- **PROBLEM**: Gather every line that includes the word "styles", please.

--- start MATERIAL ---

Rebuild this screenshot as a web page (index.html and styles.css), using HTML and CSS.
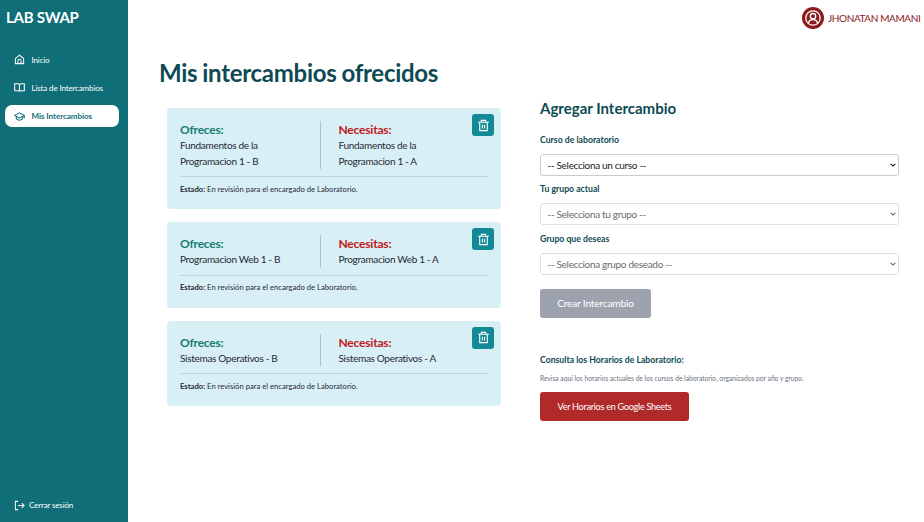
FILE: index.html
```html
<!DOCTYPE html>
<html lang="es">
<head>
<meta charset="utf-8">
<title>Lab Swap</title>
<link rel="stylesheet" href="styles.css">
</head>
<body>
<aside class="sidebar">
  <div class="brand">LAB SWAP</div>
  <nav class="nav">
    <a class="link"><svg class="icon" viewBox="0 0 24 24"><path d="M3 10 12 2.500 21 10v11H3zM8.500 21v-6a3.500 3.500 0 0 1 7 0v6"/></svg><span>Inicio</span></a>
    <a class="link"><svg class="icon" viewBox="0 0 24 24"><path d="M12 6c-1-1.500-2.500-2-4-2H1.500v15H9c1.500 0 3 1 3 2 0-1 1.500-2 3-2h7.500V4H16c-1.500 0-3 .5-4 2zm0 0v15"/></svg><span>Lista de Intercambios</span></a>
    <a class="link active"><svg class="icon" viewBox="0 0 24 24"><path d="M12 4 1.500 9.500 12 15l10.500-5.500zM5 12v4.500c2 2 4 3.500 7 3.500s5-1.500 7-3.500V12M22.500 10v6"/></svg><span>Mis Intercambios</span></a>
  </nav>
  <a class="logout"><svg class="icon" viewBox="0 0 24 24"><path d="M9 3H3v18h6M9 12h13M17 7l5 5-5 5"/></svg><span>Cerrar sesión</span></a>
</aside>
<main class="main">
  <header class="user">
    <svg class="avatar" viewBox="0 0 22 22"><circle cx="11" cy="11" r="11" fill="#8b1a1a"/><g fill="none" stroke="#fff" stroke-width="1.300"><circle cx="11" cy="11" r="7.200"/><circle cx="11" cy="9.200" r="2.700"/><path d="M6.500 16.200c.4-2.400 2.200-3.500 4.500-3.500s4.100 1.100 4.500 3.500"/></g></svg>
    <span>JHONATAN MAMANI</span>
  </header>
  <h1>Mis intercambios ofrecidos</h1>
  <div class="columns">
    <section class="cards">
      <article class="card">
        <div class="pair">
          <div class="offer"><h3>Ofreces:</h3><p>Fundamentos de la<br>Programacion 1 - B</p></div>
          <div class="need"><h3>Necesitas:</h3><p>Fundamentos de la<br>Programacion 1 - A</p></div>
        </div>
        <p class="state"><b>Estado:</b> En revisión para el encargado de Laboratorio.</p>
        <button class="trash"><svg viewBox="0 0 24 24"><path d="M2 6h20M8 6V2.500h8V6M5 6v15.500h14V6M10 10.500v7M14 10.500v7"/></svg></button>
      </article>
      <article class="card">
        <div class="pair">
          <div class="offer"><h3>Ofreces:</h3><p>Programacion Web 1 - B</p></div>
          <div class="need"><h3>Necesitas:</h3><p>Programacion Web 1 - A</p></div>
        </div>
        <p class="state"><b>Estado:</b> En revisión para el encargado de Laboratorio.</p>
        <button class="trash"><svg viewBox="0 0 24 24"><path d="M2 6h20M8 6V2.500h8V6M5 6v15.500h14V6M10 10.500v7M14 10.500v7"/></svg></button>
      </article>
      <article class="card">
        <div class="pair">
          <div class="offer"><h3>Ofreces:</h3><p>Sistemas Operativos - B</p></div>
          <div class="need"><h3>Necesitas:</h3><p>Sistemas Operativos - A</p></div>
        </div>
        <p class="state"><b>Estado:</b> En revisión para el encargado de Laboratorio.</p>
        <button class="trash"><svg viewBox="0 0 24 24"><path d="M2 6h20M8 6V2.500h8V6M5 6v15.500h14V6M10 10.500v7M14 10.500v7"/></svg></button>
      </article>
    </section>
    <section class="form">
      <h2>Agregar Intercambio</h2>
      <label>Curso de laboratorio</label>
      <div class="select enabled"><span>-- Selecciona un curso --</span><svg viewBox="0 0 6 4"><path d="m.6.8 2.400 2.200L5.400.8"/></svg></div>
      <label>Tu grupo actual</label>
      <div class="select"><span>-- Selecciona tu grupo --</span><svg viewBox="0 0 6 4"><path d="m.6.8 2.400 2.200L5.400.8"/></svg></div>
      <label>Grupo que deseas</label>
      <div class="select"><span>-- Selecciona grupo deseado --</span><svg viewBox="0 0 6 4"><path d="m.6.8 2.400 2.200L5.400.8"/></svg></div>
      <button class="btn create">Crear Intercambio</button>
      <h4>Consulta los Horarios de Laboratorio:</h4>
      <p class="hint">Revisa aquí los horarios actuales de los cursos de laboratorio, organizados por año y grupo.</p>
      <button class="btn sheets">Ver Horarios en Google Sheets</button>
    </section>
  </div>
</main>
</body>
</html>
```
FILE: styles.css
```css
* { box-sizing: border-box; margin: 0; padding: 0; }
body { display: flex; height: 522px; overflow: hidden; background: #fff; color: #1f2937; font-family: Lato, "Liberation Sans", sans-serif; white-space: nowrap; font-variant-ligatures: no-common-ligatures; }
button { border: 0; font: inherit; }
.sidebar { width: 128px; height: 522px; padding: 6px 9px 7px 5px; background: #0f6e77; color: #fff; display: flex; flex-direction: column; flex-shrink: 0; }
.brand { font-size: 15px; font-weight: 700; line-height: 22px; padding-left: 1px; letter-spacing: -.25px; }
.nav { margin-top: 20.500px; display: flex; flex-direction: column; gap: 6.400px; }
.link { display: flex; align-items: center; gap: 6.500px; height: 22px; padding-left: 9px; border-radius: 7px; font-size: 8px; letter-spacing: -.14px; }
.active { background: #fff; color: #0f6e77; font-weight: 700; letter-spacing: -.04px; }
.icon { width: 11px; height: 11px; fill: none; stroke: currentColor; stroke-width: 2.200; flex-shrink: 0; }
.logout { margin-top: auto; display: flex; align-items: center; gap: 4px; height: 20px; padding-left: 9px; font-size: 8px; letter-spacing: -.15px; }
.main { flex: 1; display: flex; flex-direction: column; min-width: 0; }
.user { height: 36px; display: flex; align-items: center; gap: 4px; padding-left: 674px; color: #8b1a1a; font-size: 10px; letter-spacing: -.4px; }
.avatar { width: 22px; height: 22px; flex-shrink: 0; }
h1 { margin: 20px 0 0 31px; height: 34px; line-height: 34px; font-size: 24px; font-weight: 700; color: #0d4a52; letter-spacing: -.27px; word-spacing: -.7px; }
.columns { display: flex; align-items: flex-start; margin-top: 8px; padding-left: 39px; gap: 39px; }
.cards { width: 334px; padding-top: 10px; display: flex; flex-direction: column; gap: 13px; }
.card { position: relative; padding: 13px 13px 12.300px; border-radius: 4px; background: #d9eff6; }
.pair { display: flex; }
.offer { width: 141px; border-right: 1px solid #adc2cb; }
.need { padding-left: 17.500px; }
h3 { font-size: 12px; line-height: 17px; font-weight: 700; letter-spacing: -.2px; }
.offer h3 { color: #147d70; }
.need h3 { color: #c01818; }
.card p { font-size: 10px; line-height: 15.700px; letter-spacing: -.3px; word-spacing: -.1px; }
.card .state { margin-top: 7px; padding-top: 4.500px; border-top: 1px solid #bdd2da; font-size: 7.650px; line-height: 15px; letter-spacing: 0; word-spacing: 0; }
.trash { position: absolute; top: 6px; right: 7px; width: 22px; height: 22px; border-radius: 3px; background: #118a96; color: #fff; display: grid; place-items: center; }
.trash svg { width: 13px; height: 13px; fill: none; stroke: currentColor; stroke-width: 2; }
.form { width: 359px; }
h2 { font-size: 15px; line-height: 20px; color: #0d4a52; }
label { display: block; height: 14px; margin-bottom: 7px; font-size: 8.700px; line-height: 14px; font-weight: 700; color: #0d4a52; }
h2 + label { margin-top: 14.500px; }
.select { display: flex; align-items: center; justify-content: space-between; height: 22px; margin-bottom: 6.500px; padding: 0 2px 0 6.500px; border: 1px solid #dcdfe5; border-radius: 3px; font-size: 10px; color: #6b6b6b; letter-spacing: -.3px; word-spacing: -.1px; }
.select.enabled { color: #222; border-color: #c8ccd2; }
.select svg { width: 6px; height: 4px; fill: none; stroke: currentColor; stroke-width: 1.100; }
.btn { display: flex; align-items: center; justify-content: center; height: 28.500px; border-radius: 3px; color: #fff; }
.create { width: 111px; margin-top: 14.500px; background: #9ca3af; font-size: 10.200px; letter-spacing: -.2px; }
.sheets { width: 149px; margin-top: 7px; background: #b02a2a; font-size: 9.100px; letter-spacing: -.28px; }
h4 { margin-top: 35.500px; font-size: 8.700px; line-height: 14px; color: #0d4a52; }
.hint { margin-top: 4px; font-size: 6.680px; line-height: 14px; color: #6b7280; }
```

--- end MATERIAL ---

- **SOLVED PROBLEM**:
Rebuild this screenshot as a web page (index.html and styles.css), using HTML and CSS.
<link rel="stylesheet" href="styles.css">
FILE: styles.css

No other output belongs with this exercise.